The interview with Norwegian metalheads Mayhem was the perfect example of metalheads getting access to free beer before being interviewed. Mayhem, not being the most popular band, is angry as fuck about the lack of respect for metal and in between the ‘fuck you's', their message was quite clear: fuck anyone who doesn't like metal.
When the curtain falls on metal, it will be remembered by fans for creating a comfortable atmosphere where people felt free to openly express themselves. As Bruce Dickenson notes in the video (this is paraphrased): "I'm successful when I've latched on to the guy at the back of the arena and made him feel a part of something and as a band we're successful when the arena feels like it can fit in your thumb"
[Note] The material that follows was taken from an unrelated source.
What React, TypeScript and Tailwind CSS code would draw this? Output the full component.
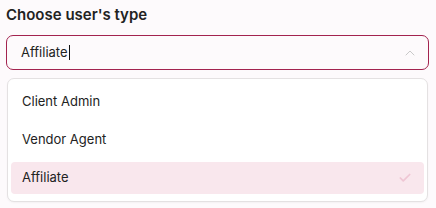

Not yet released to mass audiences, I'm unsure as to where you can get your hands on this video, but if you get a chance to see it, take the opportunity. The audience alone was worth admission. This is perhaps what made the movie so poignant. Middle-aged rockers tattooed up to their necks were seated beside Corporate Dad and his heavy metal teenaged son who needed a ride. Baby-boomers laughed with 20-something bangers who snuck beer into the showing. The atmosphere that Dunn spoke about in his video, one of friendship and acceptance, was completely evident in the packed theater. Dunn, sitting with his friends at the front of the theater, could not have been more proud.